In general cases, if any finite dimensional representation preserves the usual Jordan decomposition?
Maybe only consider the case that vector spaces are over some algebraic closed field.
And I have seen a theorem states that (I am not really sure), there exist polynomials $S,N$ without constant term such that $x_s = S(x), x_n = N(x)$ and they only depend on the Lie algebra itself.
Thanks a lot!
No, Jordan decomposition is not preserved in general. For example, take a one-dimensional Lie subalgebra generated by any matrix: the matrix may be semi-simple or nilpotent (or anything in between), but the abstract Lie algebra is always the same (abelian).

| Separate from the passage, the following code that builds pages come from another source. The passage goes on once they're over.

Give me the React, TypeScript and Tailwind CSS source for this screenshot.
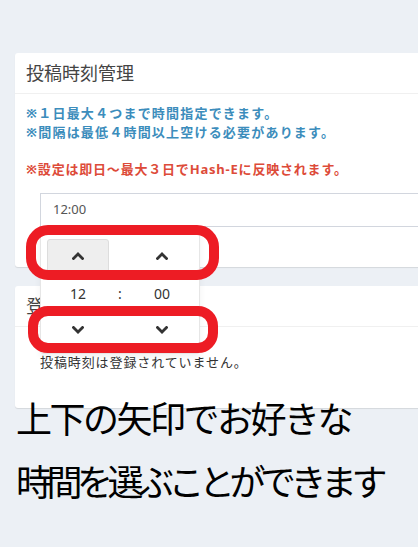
import type { ReactNode } from 'react';

// Post-time settings screen with the time picker open, plus the red callouts
// and caption that were drawn over the screenshot.

function Chevron({ up }: { up?: boolean }) {
  return (
    <svg viewBox="0 0 12 8" className="h-[8px] w-[12px] text-[#333]" aria-hidden="true">
      <polyline
        points={up ? '1.5,6.5 6,2 10.5,6.5' : '1.5,1.5 6,6 10.5,1.5'}
        fill="none"
        stroke="currentColor"
        strokeWidth="2.8"
        strokeLinecap="square"
      />
    </svg>
  );
}

function PickerButton({ up, active }: { up?: boolean; active?: boolean }) {
  return (
    <div
      className={
        active
          ? 'flex h-[34px] w-[62px] items-center justify-center rounded-[3px] border border-[#ddd] bg-[#eee]'
          : 'flex h-[34px] w-[62px] items-center justify-center'
      }
    >
      <Chevron up={up} />
    </div>
  );
}

function Box({ title, children }: { title: string; children: ReactNode }) {
  return (
    <div className="w-[420px] rounded-[3px] bg-white shadow-[0_1px_1px_rgba(0,0,0,0.1)]">
      <div className="flex h-[41px] items-center border-b border-[#f0f0f0] px-[11px] text-[18px] text-[#444]">
        {title}
      </div>
      {children}
    </div>
  );
}

export default function App() {
  return (
    <div className="relative h-[547px] w-[418px] overflow-hidden bg-[#ecf0f5] font-['Noto_Sans','Noto_Sans_CJK_JP',sans-serif]">
      <div className="flex flex-col gap-[19px] pl-[15px] pt-[53px]">
        <Box title="投稿時刻管理">
          <div className="px-[11px] pb-[40px] pt-[10px]">
            <p className="text-[13px] font-bold leading-[19px] tracking-[1.2px] text-[#3c8dbc]">
              ※１日最大４つまで時間指定できます。
              <br />
              ※間隔は最低４時間以上空ける必要があります。
            </p>
            <p className="mt-[18px] text-[13px] font-bold leading-[19px] tracking-[0.8px] text-[#dd4b39]">
              ※設定は即日～最大３日でHash-Eに反映されます。
            </p>
            <div className="ml-[14px] mt-[14px] flex h-[34px] items-center border border-[#d2d6de] px-[12px] text-[13px] text-[#555]">
              12:00
            </div>
          </div>
        </Box>

        <Box title="登録時刻一覧">
          <div className="px-[25px] pb-[36px] pt-[26px] text-[13px] leading-[19px] tracking-[0.9px] text-[#333]">
            投稿時刻は登録されていません。
          </div>
        </Box>
      </div>

      {/* open time picker dropdown */}
      <div className="absolute left-[40px] top-[232px] w-[160px] rounded-b-[3px] border border-[#e6e6e6] bg-white p-[6px] shadow-[0_3px_6px_rgba(0,0,0,0.06)]">
        <div className="grid grid-cols-[62px_22px_62px] justify-center">
          <PickerButton up active />
          <div />
          <PickerButton up />
          <div className="flex h-[40px] items-center justify-center text-[14px] text-[#333]">12</div>
          <div className="flex h-[40px] items-center justify-center text-[14px] text-[#333]">:</div>
          <div className="flex h-[40px] items-center justify-center text-[14px] text-[#333]">00</div>
          <PickerButton />
          <div />
          <PickerButton />
        </div>
      </div>

      {/* red callouts */}
      <div className="absolute left-[26px] top-[225px] h-[55px] w-[193px] rounded-[22px] border-[10px] border-[#ed1c24]" />
      <div className="absolute left-[28px] top-[306px] h-[47px] w-[190px] rounded-[20px] border-[10px] border-[#ed1c24]" />

      {/* caption */}
      <div className="absolute left-[16px] top-[386px] whitespace-nowrap font-['Noto_Sans_CJK_JP',sans-serif] text-[36px] leading-[63px] text-black">
        <p className="tracking-[-2.5px]">上下の矢印でお好きな</p>
        <p className="tracking-[-5.5px]">時間を選ぶことができます</p>
      </div>
    </div>
  );
}
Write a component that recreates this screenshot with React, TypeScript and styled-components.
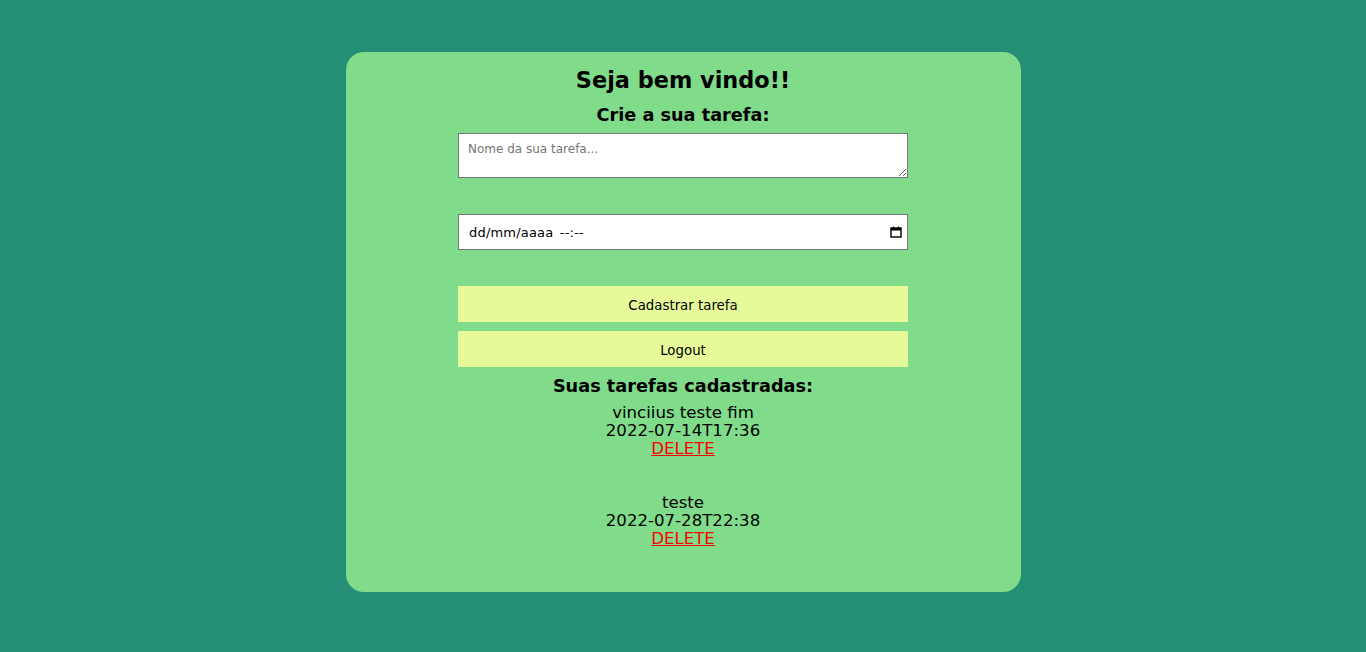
import React from "react";
import styled, { createGlobalStyle } from "styled-components";

const Global = createGlobalStyle`
  html, body { margin: 0; padding: 0; }
  body {
    background: #248F75;
    font-family: "DejaVu Sans", Verdana, sans-serif;
    min-height: 652px;
  }
`;

const Page = styled.div`
  display: flex;
  justify-content: center;
  align-items: flex-start;
  padding-top: 52px;
`;

const Card = styled.main`
  width: 675px;
  box-sizing: border-box;
  background: #80DB8A;
  border-radius: 18px;
  padding: 15px 0 44px;
  display: flex;
  flex-direction: column;
  align-items: center;
`;

const Title = styled.h1`
  margin: 0;
  font-size: 22.4px;
  font-weight: bold;
  line-height: 27px;
  color: #000;
`;

const SubTitle = styled.h2<{ $top: number; $bottom: number }>`
  margin: ${(p) => p.$top}px 0 ${(p) => p.$bottom}px;
  font-size: 17.7px;
  font-weight: bold;
  line-height: 21px;
  color: #000;
`;

const Form = styled.form`
  width: 450px;
  display: flex;
  flex-direction: column;
`;

const TextArea = styled.textarea`
  box-sizing: border-box;
  width: 450px;
  height: 45px;
  border: 1px solid #767676;
  padding: 8px 9px;
  font-family: "DejaVu Sans", Verdana, sans-serif;
  font-size: 12px;
  background: #fff;
  outline: none;
  &::placeholder { color: #757575; }
`;

const DateField = styled.div`
  box-sizing: border-box;
  margin-top: 36px;
  height: 36px;
  border: 1px solid #767676;
  background: #fff;
  display: flex;
  align-items: center;
  justify-content: space-between;
  padding: 0 4px 0 10px;
  font-family: "DejaVu Sans", Verdana, sans-serif;
  font-size: 13px;
  color: #000;
`;

const DateText = styled.span`
  letter-spacing: 0.2px;
  word-spacing: 2px;
`;

const Button = styled.button<{ $top: number }>`
  margin-top: ${(p) => p.$top}px;
  height: 36px;
  border: none;
  padding: 2px 0 0;
  background: #E7FA9A;
  font-family: "DejaVu Sans", Verdana, sans-serif;
  font-size: 13.33px;
  color: #000;
  cursor: pointer;
`;

const TaskList = styled.ul`
  list-style: none;
  margin: 7px 0 0;
  padding: 0;
  display: flex;
  flex-direction: column;
  gap: 36px;
  align-items: center;
`;

const Task = styled.li`
  display: flex;
  flex-direction: column;
  align-items: center;
  font-size: 16.6px;
  line-height: 18px;
  color: #000;
`;

const Delete = styled.a`
  color: #FF0000;
  text-decoration: underline;
  cursor: pointer;
`;

const CalendarIcon = () => (
  <svg width="14" height="14" viewBox="0 0 14 14" aria-hidden>
    <rect x="2" y="3" width="10" height="9" fill="none" stroke="#000" strokeWidth="1.4" />
    <rect x="2" y="3" width="10" height="2.5" fill="#000" />
    <rect x="4" y="1.5" width="1" height="2" fill="#000" />
    <rect x="9" y="1.5" width="1" height="2" fill="#000" />
  </svg>
);

const tasks = [
  { name: "vinciius teste fim", date: "2022-07-14T17:36" },
  { name: "teste", date: "2022-07-28T22:38" },
];

export default function App() {
  return (
    <>
      <Global />
      <Page>
        <Card>
          <Title>Seja bem vindo!!</Title>
          <SubTitle $top={11} $bottom={7}>Crie a sua tarefa:</SubTitle>
          <Form onSubmit={(e) => e.preventDefault()}>
            <TextArea placeholder="Nome da sua tarefa..." />
            <DateField>
              <DateText>dd/mm/aaaa --:--</DateText>
              <CalendarIcon />
            </DateField>
            <Button type="submit" $top={36}>Cadastrar tarefa</Button>
            <Button type="button" $top={9}>Logout</Button>
          </Form>
          <SubTitle $top={9} $bottom={0}>Suas tarefas cadastradas:</SubTitle>
          <TaskList>
            {tasks.map((t) => (
              <Task key={t.date}>
                <span>{t.name}</span>
                <span>{t.date}</span>
                <Delete>DELETE</Delete>
              </Task>
            ))}
          </TaskList>
        </Card>
      </Page>
    </>
  );
}
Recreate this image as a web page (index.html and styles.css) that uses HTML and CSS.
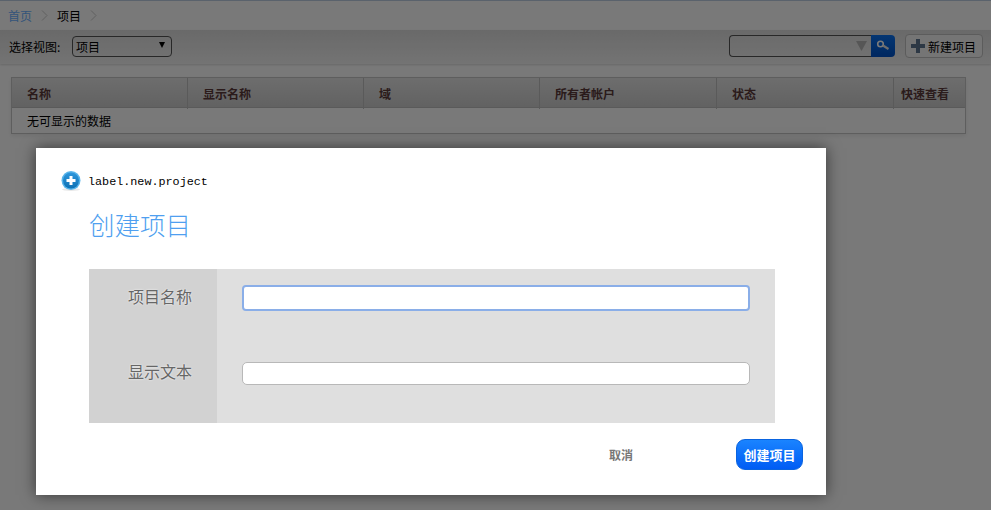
FILE: index.html
```html
<!DOCTYPE html>
<html lang="zh">
<head>
<meta charset="utf-8">
<title>项目</title>
<link rel="stylesheet" href="styles.css">
</head>
<body>
<div class="page">
  <nav class="crumbs">
    <a class="crumb-link">首页</a>
    <svg class="chev" viewBox="0 0 7 11"><path d="M1 .5 6 5.5 1 10.5" fill="none" stroke="#c8c8c8" stroke-width="1"/></svg>
    <span>项目</span>
    <svg class="chev" viewBox="0 0 7 11"><path d="M1 .5 6 5.5 1 10.5" fill="none" stroke="#c8c8c8" stroke-width="1"/></svg>
  </nav>
  <div class="toolbar">
    <span class="view-label">选择视图:</span>
    <div class="select"><span>项目</span><svg class="select-arrow" viewBox="0 0 6 6"><path d="M0 0H6L3 6Z" fill="#000"/></svg></div>
    <div class="spacer"></div>
    <div class="search">
      <div class="search-box"><svg class="search-arrow" viewBox="0 0 11 10"><path d="M0 0H11L5.500 10Z" fill="#b4b4b4"/></svg></div>
      <div class="search-btn"><svg viewBox="0 0 14 12" width="14" height="12"><circle cx="4.500" cy="4" r="2.800" fill="none" stroke="#fff" stroke-width="1.600"/><path d="M7 5.500 12.500 9" stroke="#e4e4e4" stroke-width="2.200"/></svg></div>
    </div>
    <button class="add-btn"><svg viewBox="0 0 14 14" width="14" height="14"><path d="M5 0H9V5H14V9H9V14H5V9H0V5H5Z" fill="#5f7690"/></svg><span>新建项目</span></button>
  </div>
  <div class="table">
    <div class="thead">
      <div class="th">名称</div>
      <div class="th">显示名称</div>
      <div class="th">域</div>
      <div class="th">所有者帐户</div>
      <div class="th">状态</div>
      <div class="th th-last">快速查看</div>
    </div>
    <div class="empty">无可显示的数据</div>
  </div>
</div>
<div class="overlay"></div>
<section class="dialog">
  <header class="dialog-head">
    <svg class="plus-icon" viewBox="0 0 20 20" width="20" height="20">
      <defs><linearGradient id="g" x1="0" y1="0" x2="0" y2="1"><stop offset="0" stop-color="#2f97dc"/><stop offset="1" stop-color="#0b70b4"/></linearGradient></defs>
      <ellipse cx="10" cy="18.500" rx="9" ry="1.500" fill="#e8e8e8"/>
      <circle cx="10" cy="9.500" r="9.500" fill="#58b4ea"/>
      <circle cx="10" cy="9.500" r="8" fill="url(#g)"/>
      <path d="M8.500 5H11.500V8H14.500V11H11.500V14H8.500V11H5.500V8H8.500Z" fill="#fff"/>
    </svg>
    <span class="dialog-label">label.new.project</span>
  </header>
  <h1 class="dialog-title">创建项目</h1>
  <form class="form">
    <label class="form-label">项目名称</label>
    <div class="form-field"><div class="input input-focus"></div></div>
    <label class="form-label">显示文本</label>
    <div class="form-field"><div class="input"></div></div>
  </form>
  <footer class="dialog-foot">
    <span class="cancel">取消</span>
    <button class="create">创建项目</button>
  </footer>
</section>
</body>
</html>
```
FILE: styles.css
```css
* { box-sizing: border-box; }
html, body { margin: 0; height: 100%; overflow: hidden; }
body { background: #fff; font-family: "Noto Sans CJK SC", "Liberation Sans", sans-serif; font-size: 12px; color: #000; position: relative; }
.page { height: 510px; background: #fdfdfd; }
.crumbs { height: 30px; display: flex; align-items: center; gap: 9px; padding: 1px 0 0 8px; }
.crumb-link { color: #6cb0ff; }
.chev { width: 7px; height: 11px; }
.toolbar { height: 34px; display: flex; align-items: center; padding: 0 8px 2px 9px; background: linear-gradient(#dcdcdc, #f2f2f2); box-shadow: 0 1px 2px rgba(0,0,0,.15); }
.view-label { width: 63px; }
.select { width: 100px; height: 21px; border: 1px solid #555; border-radius: 4px; display: flex; align-items: center; justify-content: space-between; padding: 0 6px 0 3px; }
.select-arrow { width: 6px; height: 6px; margin-top: -2px; }
.spacer { flex: 1; }
.search { display: flex; height: 22px; width: 166px; margin-right: 10px; }
.search-box { flex: 1; border: 1px solid #555; border-right: 0; border-radius: 4px 0 0 4px; display: flex; align-items: center; justify-content: flex-end; padding-right: 4px; }
.search-arrow { width: 11px; height: 10px; }
.search-btn { width: 24px; background: linear-gradient(#0a72f0, #0052c8); border-radius: 0 4px 4px 0; display: flex; align-items: center; justify-content: center; }
.add-btn { width: 78px; height: 24px; border: 1px solid #c0c0c0; border-radius: 4px; background: #f4f4f4; display: flex; align-items: center; gap: 3px; padding: 0 0 0 5px; font: inherit; color: #000; }
.table { margin: 13px 25px 0 11px; border: 1px solid #c4c4c4; height: 57px; box-shadow: 0 2px 4px rgba(0,0,0,.08); }
.thead { height: 30px; display: grid; grid-template-columns: 176px 176px 176px 177px 177px 1fr; background: linear-gradient(#e4e4e4, #cdcdcd); border-bottom: 1px solid #bcbcbc; }
.th { padding: 0 0 0 15px; font-weight: 700; color: #5a3a3a; line-height: 31px; border-right: 1px solid #bcbcbc; }
.th-last { padding-left: 7px; border-right: 0; }
.empty { padding-left: 15px; line-height: 25px; }
.overlay { position: absolute; inset: 0; background: rgba(0,0,0,.52); border-top: 1px solid #5a626c; }
.dialog { position: absolute; left: 36px; top: 148px; width: 790px; height: 347px; background: #fff; box-shadow: 0 0 14px rgba(0,0,0,.55); padding: 23px 23px 0 25px; }
.dialog-head { display: flex; align-items: center; gap: 7px; height: 20px; }
.dialog-label { font-family: "Liberation Mono", monospace; font-size: 11.750px; color: #000; padding-top: 2px; }
.dialog-title { margin: 15px 0 0 28px; font-size: 25.500px; font-weight: 300; line-height: 36px; color: #4f9ff0; height: 36px; }
.form { margin: 27px 28px 0 28px; display: grid; grid-template-columns: 128px 1fr; grid-template-rows: 75px 79px; background: #dfdfdf; }
.form-label { background: #d2d2d2; font-size: 16px; line-height: 24px; color: #666; text-align: right; padding: 15px 25px 0 0; text-shadow: 0 0 2px #fff; }
.form-field { padding: 18px 25px 0; }
.input { height: 23px; background: #fff; border: 1px solid #b8b8b8; border-radius: 5px; }
.input-focus { height: 26px; margin-top: -2px; border: 2px solid #8aaee8; border-radius: 4px; }
.dialog-foot { margin-top: 16px; display: flex; align-items: center; justify-content: flex-end; height: 31px; }
.cancel { font-weight: 700; color: #777; margin-right: 103px; }
.create { width: 67px; height: 31px; border: 1px solid #0a64e0; border-radius: 9px; background: linear-gradient(#1a84ff, #005cf4); color: #fff; font: 700 13px "Noto Sans CJK SC", sans-serif; padding: 0; }
```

The most general results here are the following: for $\mathfrak{g}$ a semi-simple Lie algebra over the complex numbers, the adjoint representation is injective and we define the Jordan decomposition by $$\mathrm{ad}(x)=\mathrm{ad}(x_s)+\mathrm{ad}(x_n)$$ so that $\mathrm{ad}(x_s)$ and $\mathrm{ad}(x_n)$ are the semi-simple and nilpotent parts of $\mathrm{ad}(x)$ (one must check this is well-defined).
Theorem: Let $\mathfrak{g} \subseteq \mathfrak{gl}(V)$ by a semi-simple Lie subalgebra. Then $\mathfrak{g}$ contains the semi-simple and nilpotent parts of each $x \in \mathfrak{g}$, and these are $x_s$ and $x_n$.
The theorem implies that the images by any representation of $x_s$ and $x_n$ are the semi-simple and nilpotent parts of the image of $x$. A frequently used reference for this is Humphrey's book Introduction to Lie algebras and representation theory. See the Theorem from 6.4.